++++ Data to process

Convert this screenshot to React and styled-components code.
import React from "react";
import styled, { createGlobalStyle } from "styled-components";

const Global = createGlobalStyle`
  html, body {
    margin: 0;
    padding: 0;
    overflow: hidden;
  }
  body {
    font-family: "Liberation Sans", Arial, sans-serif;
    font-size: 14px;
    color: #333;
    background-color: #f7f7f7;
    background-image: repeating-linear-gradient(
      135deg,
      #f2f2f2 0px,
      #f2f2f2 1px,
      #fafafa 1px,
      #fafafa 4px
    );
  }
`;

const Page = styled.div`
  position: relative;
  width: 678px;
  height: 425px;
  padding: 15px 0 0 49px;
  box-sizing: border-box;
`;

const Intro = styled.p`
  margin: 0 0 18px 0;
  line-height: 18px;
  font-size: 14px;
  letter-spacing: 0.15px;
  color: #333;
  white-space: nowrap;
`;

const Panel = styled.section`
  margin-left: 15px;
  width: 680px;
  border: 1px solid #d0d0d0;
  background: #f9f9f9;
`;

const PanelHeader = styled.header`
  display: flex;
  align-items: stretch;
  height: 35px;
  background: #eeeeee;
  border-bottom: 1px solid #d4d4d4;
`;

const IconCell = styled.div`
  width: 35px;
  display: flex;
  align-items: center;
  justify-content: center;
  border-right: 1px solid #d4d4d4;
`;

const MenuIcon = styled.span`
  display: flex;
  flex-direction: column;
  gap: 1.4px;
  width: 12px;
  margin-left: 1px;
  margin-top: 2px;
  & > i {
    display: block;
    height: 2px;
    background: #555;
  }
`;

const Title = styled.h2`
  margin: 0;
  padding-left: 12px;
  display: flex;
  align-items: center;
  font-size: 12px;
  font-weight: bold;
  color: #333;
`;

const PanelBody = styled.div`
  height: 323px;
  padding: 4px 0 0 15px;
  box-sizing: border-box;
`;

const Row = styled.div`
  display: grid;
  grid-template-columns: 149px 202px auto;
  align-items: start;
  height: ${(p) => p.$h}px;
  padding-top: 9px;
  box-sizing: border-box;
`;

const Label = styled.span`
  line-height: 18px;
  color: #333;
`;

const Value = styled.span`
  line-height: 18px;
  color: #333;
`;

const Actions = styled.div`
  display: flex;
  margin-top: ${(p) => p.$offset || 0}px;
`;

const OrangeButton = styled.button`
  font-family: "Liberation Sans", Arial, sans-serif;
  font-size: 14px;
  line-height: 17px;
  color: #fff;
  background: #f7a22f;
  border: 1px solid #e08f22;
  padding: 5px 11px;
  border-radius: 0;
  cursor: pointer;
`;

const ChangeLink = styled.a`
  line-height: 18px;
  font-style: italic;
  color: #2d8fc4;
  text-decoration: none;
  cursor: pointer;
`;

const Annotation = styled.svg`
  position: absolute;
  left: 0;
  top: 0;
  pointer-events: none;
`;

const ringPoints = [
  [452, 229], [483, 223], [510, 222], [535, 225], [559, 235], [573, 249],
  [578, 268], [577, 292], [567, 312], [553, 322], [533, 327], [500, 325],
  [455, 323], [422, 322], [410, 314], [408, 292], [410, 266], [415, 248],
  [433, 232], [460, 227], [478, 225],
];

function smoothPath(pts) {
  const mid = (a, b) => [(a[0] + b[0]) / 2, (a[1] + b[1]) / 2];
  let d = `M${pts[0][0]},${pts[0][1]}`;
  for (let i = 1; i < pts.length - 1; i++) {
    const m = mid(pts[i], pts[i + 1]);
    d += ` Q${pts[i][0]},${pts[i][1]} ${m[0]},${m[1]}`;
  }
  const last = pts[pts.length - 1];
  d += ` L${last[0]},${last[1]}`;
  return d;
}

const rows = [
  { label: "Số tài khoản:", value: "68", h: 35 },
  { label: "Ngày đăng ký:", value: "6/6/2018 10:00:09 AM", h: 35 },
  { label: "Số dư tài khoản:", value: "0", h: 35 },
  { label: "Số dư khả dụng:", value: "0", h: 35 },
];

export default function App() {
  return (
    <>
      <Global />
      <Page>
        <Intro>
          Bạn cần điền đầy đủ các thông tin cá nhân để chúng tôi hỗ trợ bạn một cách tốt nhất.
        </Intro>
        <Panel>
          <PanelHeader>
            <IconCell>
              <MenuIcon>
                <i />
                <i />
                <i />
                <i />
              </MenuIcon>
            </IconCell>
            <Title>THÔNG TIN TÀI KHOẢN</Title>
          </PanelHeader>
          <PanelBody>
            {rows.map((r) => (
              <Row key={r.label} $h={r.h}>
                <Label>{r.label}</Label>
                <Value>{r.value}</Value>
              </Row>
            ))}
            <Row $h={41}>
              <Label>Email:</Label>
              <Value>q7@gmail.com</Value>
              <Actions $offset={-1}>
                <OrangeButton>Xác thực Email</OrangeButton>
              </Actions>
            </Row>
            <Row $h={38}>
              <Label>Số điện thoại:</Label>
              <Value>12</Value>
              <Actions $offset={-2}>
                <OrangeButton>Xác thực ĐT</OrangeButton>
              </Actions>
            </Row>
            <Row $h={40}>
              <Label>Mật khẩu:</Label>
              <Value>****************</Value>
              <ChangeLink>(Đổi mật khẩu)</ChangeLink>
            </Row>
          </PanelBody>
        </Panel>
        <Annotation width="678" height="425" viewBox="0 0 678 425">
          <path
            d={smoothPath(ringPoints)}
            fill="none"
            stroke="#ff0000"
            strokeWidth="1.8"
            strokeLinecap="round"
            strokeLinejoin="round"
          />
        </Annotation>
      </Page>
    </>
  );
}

++++++++
++++ Data to process

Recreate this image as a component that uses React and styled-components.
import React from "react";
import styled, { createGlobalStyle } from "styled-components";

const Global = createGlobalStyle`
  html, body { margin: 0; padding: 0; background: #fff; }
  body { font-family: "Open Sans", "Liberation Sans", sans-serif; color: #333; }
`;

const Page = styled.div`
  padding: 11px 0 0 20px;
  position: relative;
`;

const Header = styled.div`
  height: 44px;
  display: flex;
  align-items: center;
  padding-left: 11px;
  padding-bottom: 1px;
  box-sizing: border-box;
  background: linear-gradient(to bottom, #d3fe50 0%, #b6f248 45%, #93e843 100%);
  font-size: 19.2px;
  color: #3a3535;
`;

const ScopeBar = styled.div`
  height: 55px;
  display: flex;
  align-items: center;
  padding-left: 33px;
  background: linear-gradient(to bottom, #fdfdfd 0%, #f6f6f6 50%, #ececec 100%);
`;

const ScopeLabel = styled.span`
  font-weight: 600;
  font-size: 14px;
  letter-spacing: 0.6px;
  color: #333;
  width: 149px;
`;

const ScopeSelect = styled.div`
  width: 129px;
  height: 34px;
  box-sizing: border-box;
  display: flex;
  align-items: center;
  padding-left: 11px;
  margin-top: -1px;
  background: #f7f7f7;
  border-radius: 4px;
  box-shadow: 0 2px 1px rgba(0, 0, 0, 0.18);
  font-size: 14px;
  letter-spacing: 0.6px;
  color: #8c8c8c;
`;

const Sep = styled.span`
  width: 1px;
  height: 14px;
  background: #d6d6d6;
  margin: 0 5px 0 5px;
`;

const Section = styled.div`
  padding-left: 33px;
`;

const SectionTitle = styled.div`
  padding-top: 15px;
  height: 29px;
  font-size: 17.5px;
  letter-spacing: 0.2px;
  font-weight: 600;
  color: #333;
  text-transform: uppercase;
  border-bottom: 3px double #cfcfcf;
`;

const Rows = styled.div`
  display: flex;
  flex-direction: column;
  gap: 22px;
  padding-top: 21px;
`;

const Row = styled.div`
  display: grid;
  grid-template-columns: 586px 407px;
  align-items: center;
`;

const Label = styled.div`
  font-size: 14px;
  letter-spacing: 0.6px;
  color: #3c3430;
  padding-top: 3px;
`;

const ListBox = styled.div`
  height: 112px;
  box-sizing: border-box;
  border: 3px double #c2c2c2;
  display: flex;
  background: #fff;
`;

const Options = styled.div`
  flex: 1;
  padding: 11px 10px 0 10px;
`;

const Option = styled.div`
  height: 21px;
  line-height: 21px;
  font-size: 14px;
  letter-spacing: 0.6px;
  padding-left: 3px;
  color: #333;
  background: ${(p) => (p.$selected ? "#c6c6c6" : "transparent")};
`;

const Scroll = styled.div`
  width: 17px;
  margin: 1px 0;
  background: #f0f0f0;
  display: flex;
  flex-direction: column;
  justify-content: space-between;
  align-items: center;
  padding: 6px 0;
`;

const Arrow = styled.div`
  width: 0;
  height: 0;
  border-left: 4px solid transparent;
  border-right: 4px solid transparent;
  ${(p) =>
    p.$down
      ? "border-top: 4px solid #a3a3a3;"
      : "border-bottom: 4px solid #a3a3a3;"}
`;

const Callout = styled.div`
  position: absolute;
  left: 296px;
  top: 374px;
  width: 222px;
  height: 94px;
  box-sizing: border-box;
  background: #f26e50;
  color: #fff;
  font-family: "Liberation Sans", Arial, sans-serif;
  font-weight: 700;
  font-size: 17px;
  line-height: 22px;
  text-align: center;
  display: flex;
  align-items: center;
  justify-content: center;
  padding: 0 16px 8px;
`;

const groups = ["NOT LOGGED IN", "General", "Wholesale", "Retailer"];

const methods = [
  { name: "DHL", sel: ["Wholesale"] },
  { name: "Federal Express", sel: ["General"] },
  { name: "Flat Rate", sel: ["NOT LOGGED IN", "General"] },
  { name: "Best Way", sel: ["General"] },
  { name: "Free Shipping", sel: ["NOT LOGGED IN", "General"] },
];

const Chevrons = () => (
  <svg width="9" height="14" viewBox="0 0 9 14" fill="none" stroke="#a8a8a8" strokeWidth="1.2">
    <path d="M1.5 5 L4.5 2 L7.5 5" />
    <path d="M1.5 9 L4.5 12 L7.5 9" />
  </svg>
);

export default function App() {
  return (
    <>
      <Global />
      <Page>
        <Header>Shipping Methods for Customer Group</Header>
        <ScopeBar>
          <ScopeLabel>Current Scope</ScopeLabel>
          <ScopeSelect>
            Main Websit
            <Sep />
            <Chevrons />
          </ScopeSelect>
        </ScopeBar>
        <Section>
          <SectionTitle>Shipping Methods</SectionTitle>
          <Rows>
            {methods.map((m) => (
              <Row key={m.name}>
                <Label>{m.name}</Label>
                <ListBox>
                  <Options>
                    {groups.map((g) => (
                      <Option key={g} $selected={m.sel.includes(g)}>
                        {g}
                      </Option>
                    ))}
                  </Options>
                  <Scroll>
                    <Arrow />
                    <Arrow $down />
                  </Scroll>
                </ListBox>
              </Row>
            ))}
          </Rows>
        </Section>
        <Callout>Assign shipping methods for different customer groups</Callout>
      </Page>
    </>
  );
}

++++++++

Given task
List all lines in the material containing the string "React".

Response to the task
Convert this screenshot to React and styled-components code.
import React from "react";
Recreate this image as a component that uses React and styled-components.
import React from "react";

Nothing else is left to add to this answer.